Earlier we discussed in detail the steps leading up to the issuance of the final prospectus so we felt that it would be apropos to address the most difficult aspect of the process independently. This can be very painful for all of the people involved because no one is quite sure what the rules really are. We have been told that the SEC gives all of its examiners a secret book that details exactly what the final prospectus should contain but we have never met anybody that has actually seen it. Supposedly, each of the SEC representatives carries this book about him wherever he goes.
Some have said it is biblical in nature and the agent is to read it at all hours that he is not on the job. This book is a roadmap advising the agent on how to best make the issuer totally miserable. When exciting new methods of torturing companies new to the process are discovered, a new edition of the book is immediately published containing this important information so that it can be shared by the field staff. Some embittered issuers have stated that the SEC must be rewarding examiners who create new impediments with substantial bonuses.

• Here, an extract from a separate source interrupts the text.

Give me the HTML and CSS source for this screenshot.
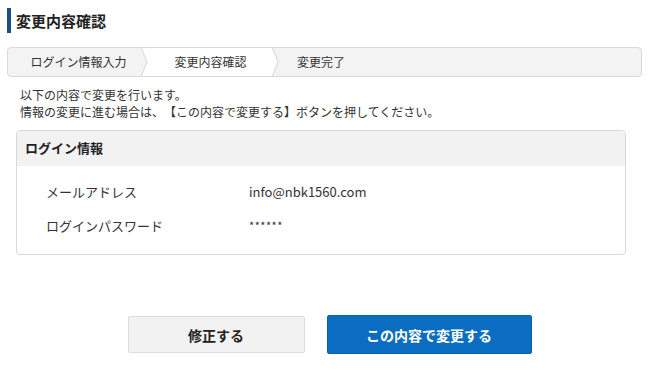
FILE: index.html
```html
<!DOCTYPE html>
<html lang="ja">
<head>
<meta charset="utf-8">
<link rel="stylesheet" href="styles.css">
</head>
<body>
<div class="page">
  <h1 class="title">変更内容確認</h1>
  <ol class="steps">
    <li class="step step-1">ログイン情報入力
      <svg class="chev" width="8" height="30" viewBox="0 0 8 30"><polygon points="0,0 1,0 7,15 1,30 0,30" fill="#f3f3f3"/><polyline points="1,0 7,15 1,30" fill="none" stroke="#d6d6d6" stroke-width="1"/></svg>
    </li>
    <li class="step step-2 active">変更内容確認
      <svg class="chev" width="8" height="30" viewBox="0 0 8 30"><polygon points="0,0 1,0 7,15 1,30 0,30" fill="#ffffff"/><polyline points="1,0 7,15 1,30" fill="none" stroke="#d6d6d6" stroke-width="1"/></svg>
    </li>
    <li class="step step-3">変更完了</li>
  </ol>
  <div class="intro">
    <p>以下の内容で変更を行います。</p>
    <p>情報の変更に進む場合は、【この内容で変更する】ボタンを押してください。</p>
  </div>
  <section class="card">
    <h2 class="card-head">ログイン情報</h2>
    <dl class="card-body">
      <div class="row"><dt>メールアドレス</dt><dd>info@nbk1560.com</dd></div>
      <div class="row"><dt>ログインパスワード</dt><dd class="pw">******</dd></div>
    </dl>
  </section>
  <div class="actions">
    <button class="btn btn-back">修正する</button>
    <button class="btn btn-submit">この内容で変更する</button>
  </div>
</div>
</body>
</html>
```
FILE: styles.css
```css
* { box-sizing: border-box; }
html, body { margin: 0; padding: 0; background: #fff; }
body {
  font-family: "Noto Sans CJK JP", "Noto Sans", sans-serif;
  color: #333;
  font-size: 12px;
}
.page { padding: 8px 8px 0 7px; width: 650px; }
.title {
  margin: 0;
  height: 25px;
  border-left: 4px solid #1b4f8a;
  padding-left: 5px;
  font-size: 15px;
  font-weight: bold;
  line-height: 25px;
  color: #222;
}
.steps {
  list-style: none;
  margin: 14px 0 0;
  padding: 0;
  display: flex;
  height: 30px;
  border: 1px solid #d9d9d9;
  border-radius: 4px;
  background: #f3f3f3;
  overflow: hidden;
}
.step {
  position: relative;
  line-height: 28px;
  font-size: 12px;
  color: #333;
}
.step-1 { width: 133px; text-align: center; padding-left: 8px; }
.step-2 { width: 131px; text-align: center; padding-left: 8px; background: #fff; }
.step-3 { flex: 1; padding-left: 25px; }
.chev { position: absolute; top: -1px; right: -7px; z-index: 1; }
.intro {
  margin: 9px 0 0 13px;
  line-height: 17px;
  text-spacing-trim: space-all;
}
.intro p { margin: 0; }
.card {
  margin: 10px 16px 0 9px;
  border: 1px solid #d9d9d9;
  border-radius: 4px;
  overflow: hidden;
}
.card-head {
  margin: 0;
  height: 35px;
  background: #f2f2f2;
  font-size: 13px;
  font-weight: bold;
  line-height: 33px;
  padding-left: 8px;
  color: #222;
}
.card-body { margin: 0; padding: 8px 0 12px 29px; }
.row { display: flex; height: 34px; align-items: center; font-size: 13px; }
.row dt { width: 203px; }
.row dd { margin: 0; }
.pw { font-size: 11px; letter-spacing: 0.5px; }
.actions {
  display: flex;
  justify-content: center;
  gap: 22px;
  margin-top: 60px;
  padding-left: 10px;
}
.btn {
  font-family: inherit;
  font-size: 14px;
  font-weight: bold;
  border-radius: 2px;
  cursor: pointer;
}
.btn-back {
  width: 177px;
  height: 37px;
  margin-top: 1px;
  background: #f2f2f2;
  border: 1px solid #dcdcdc;
  color: #222;
}
.btn-submit {
  width: 205px;
  height: 39px;
  background: #0a6dc2;
  border: 1px solid #0a62ad;
  color: #fff;
}
```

The final prospectus must be promptly distributed to prospective buyers of the issue after the effective issue's date. Once the purchaser of the shares in the offering has had time to peruse the final document, he has the right to rescind his purchase literally for any reason whatsoever. In practice this occurs only when there are substantial differences between statements made by the broker and the facts that appear in the prospectus. Even if every client purchasing stock in the IPO, if it were a firm deal, were to rescind it would not effect the company in that they received good funds from the underwriter at the time the deal became effective.
Many people can't tell whether they have been told the truth or not by reading the prospectus because it is written in a language which at best is must be considered most unusual. Knowledgeable people have said that it is a cross between Sanskrit and Esperanto which we are told, the SEC believes is the language of the future. Having qualified interpreters available to determine what was meant in these languages has not been too successful in court. The next hurdle the is the most difficult,
Exempt Securities
These are securities that are not subject to the registration requirements of the 1933 Securities Act. Exempt securities also include securities that do not have to follow certain provisions of the Securities Exchange Act of 1934 in terms of margin, registration of deals, certain reporting requirements, and the identity of market makers.

U.S. Government and U.S. Government. Agency Securities
Municipal Securities
Securities issued by non-profit organizations
Bank Securities
They may be exempt, but we are not sure what that means. It may have something to do with registration the fact that they can be freely offered without a regulatory authority passing on them. In the particular case of Government securities, we think that the term exempt means that the government is not going to lie in an offering memorandum regarding the placement of their securities and a buyer shouldn't worry too much. In other words, if you can't trust Uncle Sam, who can you trust?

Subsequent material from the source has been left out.